Rheological comparison of sputum and reconstituted airway epithelium mucus

Abstract

Pulmonary mucus serves as a crucial protective barrier in the respiratory tract, defending against pathogens and contributing to effective clearance mechanisms. In Muco Obstructive Pulmonary Diseases (MOPD), abnormal rheological properties lead to highly viscous mucus, fostering chronic infections and exacerbations. While prior research has linked mucus viscoelasticity to its mucin content, the variability in MOPD patients implies the involvement of other factors. To isolate these effects, mucus produced by epithelia reconstituted in vitro serves as a powerful versatile model for mucin research. This study characterises the rheology of mucus collected from Air-Liquid Interface (ALI) cultures and compares it to sputum samples from MOPD patients, demonstrating that macrorheology with cone-plate geometries is a reproducible method for analysing small mucus quantities from ALI cultures.
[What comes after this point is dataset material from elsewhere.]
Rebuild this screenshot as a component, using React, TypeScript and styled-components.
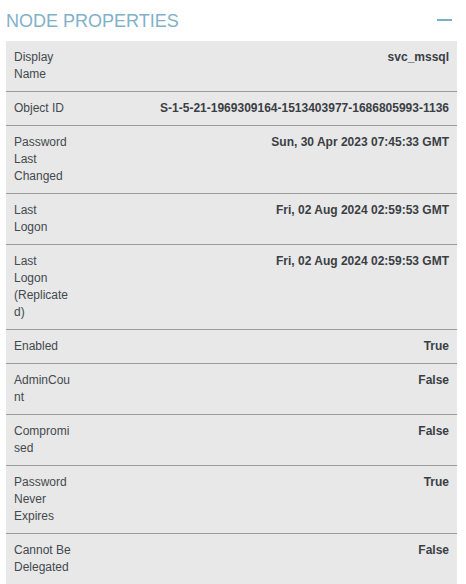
import React from "react";
import styled, { createGlobalStyle } from "styled-components";

const Global = createGlobalStyle`
  html, body { margin: 0; padding: 0; background: #ffffff; }
  body { font-family: "Liberation Sans", Arial, sans-serif; }
`;

const Panel = styled.div`
  width: 466px;
  box-sizing: border-box;
  padding: 0 9px 0 6px;
`;

const Header = styled.div`
  height: 41px;
  display: flex;
  align-items: center;
  justify-content: space-between;
`;

const Title = styled.div`
  font-size: 18px;
  line-height: 22px;
  color: #7fb1c9;
  font-weight: 400;
`;

const Collapse = styled.div`
  width: 15px;
  height: 2px;
  background: #7aafc8;
  margin-right: 5px;
  margin-top: -1px;
`;

const Table = styled.div`
  background: #e8e8e8;
  display: flex;
  flex-direction: column;
`;

const Row = styled.div<{ $last?: boolean }>`
  display: grid;
  grid-template-columns: 74px 1fr;
  border-bottom: ${(p) => (p.$last ? "none" : "1px solid #9c9c9c")};
  font-size: 12px;
  line-height: 17px;
`;

const Label = styled.div`
  padding: 8px 8px;
  color: #44494e;
  overflow-wrap: anywhere;
`;

const Value = styled.div`
  padding: 8px 8px;
  text-align: right;
  font-weight: 700;
  color: #3a3f45;
`;

const rows: [string, string][] = [
  ["Display Name", "svc_mssql"],
  ["Object ID", "S-1-5-21-1969309164-1513403977-1686805993-1136"],
  ["Password Last Changed", "Sun, 30 Apr 2023 07:45:33 GMT"],
  ["Last Logon", "Fri, 02 Aug 2024 02:59:53 GMT"],
  ["Last Logon (Replicated)", "Fri, 02 Aug 2024 02:59:53 GMT"],
  ["Enabled", "True"],
  ["AdminCount", "False"],
  ["Compromised", "False"],
  ["Password Never Expires", "True"],
  ["Cannot Be Delegated", "False"],
];

export default function App() {
  return (
    <>
      <Global />
      <Panel>
        <Header>
          <Title>NODE PROPERTIES</Title>
          <Collapse />
        </Header>
        <Table>
          {rows.map(([k, v], i) => (
            <Row key={k} $last={i === rows.length - 1}>
              <Label>{k}</Label>
              <Value>{v}</Value>
            </Row>
          ))}
        </Table>
      </Panel>
    </>
  );
}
While sputum samples exhibit similarities in rigidity with ALI mucus, they also display structural differences and variations in their response to substantial deformations. The study highlights the importance of understanding mucus behaviour under large deformations, emphasising the role of ALI cultures as a controlled environment for conducting detailed studies.

Fig. 1

Strain sweep of a CF sputum sample. The solid line is the elastic modulus (G′) and the dashed line is the viscous modulus (G″). The critical strain (γ_c) is retrieved when G′ and G″ cross.

Fig. 2

Rheological parameters G*, tan δ, σ_c and γ_c measured from ALI mucus samples from healthy donors (N = 43) and CF donors (N = 7); as well as sputum collected by auto drainage from CF and NCFB patients (N = 81) and induced sputum from healthy individuals (N = 11) and CF patients (N = 18). Statistical significance is marked as follows: ***p < 0.001, **p < 0.01, *p < 0.05 compared to healthy ALI mucus.

Fig. 3

Correlation between σ_c and G* for the 81 CF and NCFB sputum samples (blue circles) and the 50 healthy and CF ALI mucus samples (red triangles), m indicates the slopes of the fits.

Fig. 4

Illustration depicting the cross-linked structure of in vitro mucus, primarily composed of mucins and extracellular DNA. Additionally, in vivo mucus typically incorporates bacteria that can form biofilms, along with immune response cells capable of releasing polymeric materials such as actine polymerised neutrophil extracellular traps (NETs) and Charcot-Leyden crystals.